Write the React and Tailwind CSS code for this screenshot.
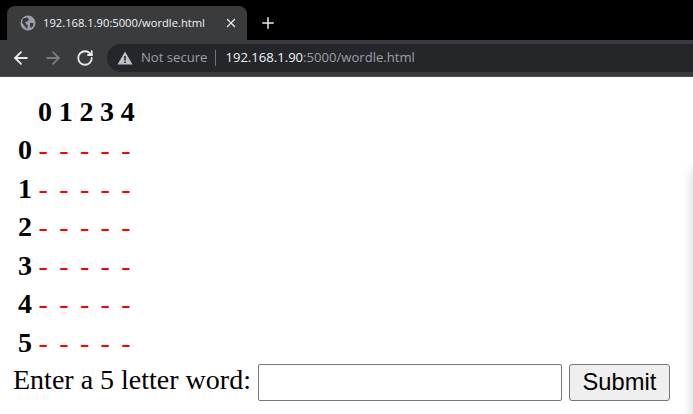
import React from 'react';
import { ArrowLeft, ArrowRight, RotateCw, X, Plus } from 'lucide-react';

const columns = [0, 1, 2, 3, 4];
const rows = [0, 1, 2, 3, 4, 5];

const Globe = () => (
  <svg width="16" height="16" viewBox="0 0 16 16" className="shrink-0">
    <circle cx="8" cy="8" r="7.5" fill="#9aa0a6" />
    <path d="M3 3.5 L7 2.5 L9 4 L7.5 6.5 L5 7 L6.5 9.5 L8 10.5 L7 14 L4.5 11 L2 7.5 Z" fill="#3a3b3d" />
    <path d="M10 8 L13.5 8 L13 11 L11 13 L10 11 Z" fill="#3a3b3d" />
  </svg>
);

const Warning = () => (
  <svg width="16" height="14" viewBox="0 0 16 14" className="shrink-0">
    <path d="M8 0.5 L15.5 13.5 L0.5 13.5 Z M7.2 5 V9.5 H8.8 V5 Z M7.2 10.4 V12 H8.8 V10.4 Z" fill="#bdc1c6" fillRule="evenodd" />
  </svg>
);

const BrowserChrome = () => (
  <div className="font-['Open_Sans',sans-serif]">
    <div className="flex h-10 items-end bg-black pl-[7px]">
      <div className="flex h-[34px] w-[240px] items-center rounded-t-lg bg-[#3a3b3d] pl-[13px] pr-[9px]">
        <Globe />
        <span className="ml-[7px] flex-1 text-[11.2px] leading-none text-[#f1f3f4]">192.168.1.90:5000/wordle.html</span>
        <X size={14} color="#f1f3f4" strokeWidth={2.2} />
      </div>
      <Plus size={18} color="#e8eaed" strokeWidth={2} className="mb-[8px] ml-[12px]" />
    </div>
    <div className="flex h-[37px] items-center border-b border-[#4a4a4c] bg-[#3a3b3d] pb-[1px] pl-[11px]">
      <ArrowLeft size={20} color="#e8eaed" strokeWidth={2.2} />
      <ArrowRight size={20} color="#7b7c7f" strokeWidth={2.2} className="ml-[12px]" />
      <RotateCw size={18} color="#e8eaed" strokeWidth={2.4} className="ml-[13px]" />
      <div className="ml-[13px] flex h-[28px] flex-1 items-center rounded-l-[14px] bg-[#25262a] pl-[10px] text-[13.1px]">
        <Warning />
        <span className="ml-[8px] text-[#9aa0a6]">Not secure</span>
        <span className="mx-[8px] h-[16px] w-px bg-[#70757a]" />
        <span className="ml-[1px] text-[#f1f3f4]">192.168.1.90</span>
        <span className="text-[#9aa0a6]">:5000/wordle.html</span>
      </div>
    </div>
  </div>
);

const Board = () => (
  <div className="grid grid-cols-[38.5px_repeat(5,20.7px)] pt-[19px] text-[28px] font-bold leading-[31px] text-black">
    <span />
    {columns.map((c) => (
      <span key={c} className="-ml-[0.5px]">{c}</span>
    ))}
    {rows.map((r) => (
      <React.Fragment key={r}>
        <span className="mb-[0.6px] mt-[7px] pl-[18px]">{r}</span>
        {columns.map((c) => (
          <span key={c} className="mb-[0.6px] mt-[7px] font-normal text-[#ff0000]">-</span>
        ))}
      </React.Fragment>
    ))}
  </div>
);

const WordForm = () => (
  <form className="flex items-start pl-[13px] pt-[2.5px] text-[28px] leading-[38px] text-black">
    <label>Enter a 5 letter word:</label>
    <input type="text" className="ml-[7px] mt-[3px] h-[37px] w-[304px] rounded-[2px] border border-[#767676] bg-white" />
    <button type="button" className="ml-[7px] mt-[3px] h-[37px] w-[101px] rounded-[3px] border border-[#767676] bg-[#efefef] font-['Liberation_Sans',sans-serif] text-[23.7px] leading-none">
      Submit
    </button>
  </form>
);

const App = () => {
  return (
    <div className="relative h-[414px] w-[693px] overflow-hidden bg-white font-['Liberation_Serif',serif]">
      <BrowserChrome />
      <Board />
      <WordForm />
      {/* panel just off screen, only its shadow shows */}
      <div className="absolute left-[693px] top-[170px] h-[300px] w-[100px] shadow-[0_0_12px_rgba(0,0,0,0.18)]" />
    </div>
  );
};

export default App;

WHAT NEEDS TO BE DONE - Begin at the first line of the data above and repeat each line exactly, stopping after the line containing "const rows = [0, 1, 2, 3, 4, 5];". Omit the pictures.

OUTPUT OF THE EXERCISE -
Write the React and Tailwind CSS code for this screenshot.
import React from 'react';
import { ArrowLeft, ArrowRight, RotateCw, X, Plus } from 'lucide-react';

const columns = [0, 1, 2, 3, 4];
const rows = [0, 1, 2, 3, 4, 5];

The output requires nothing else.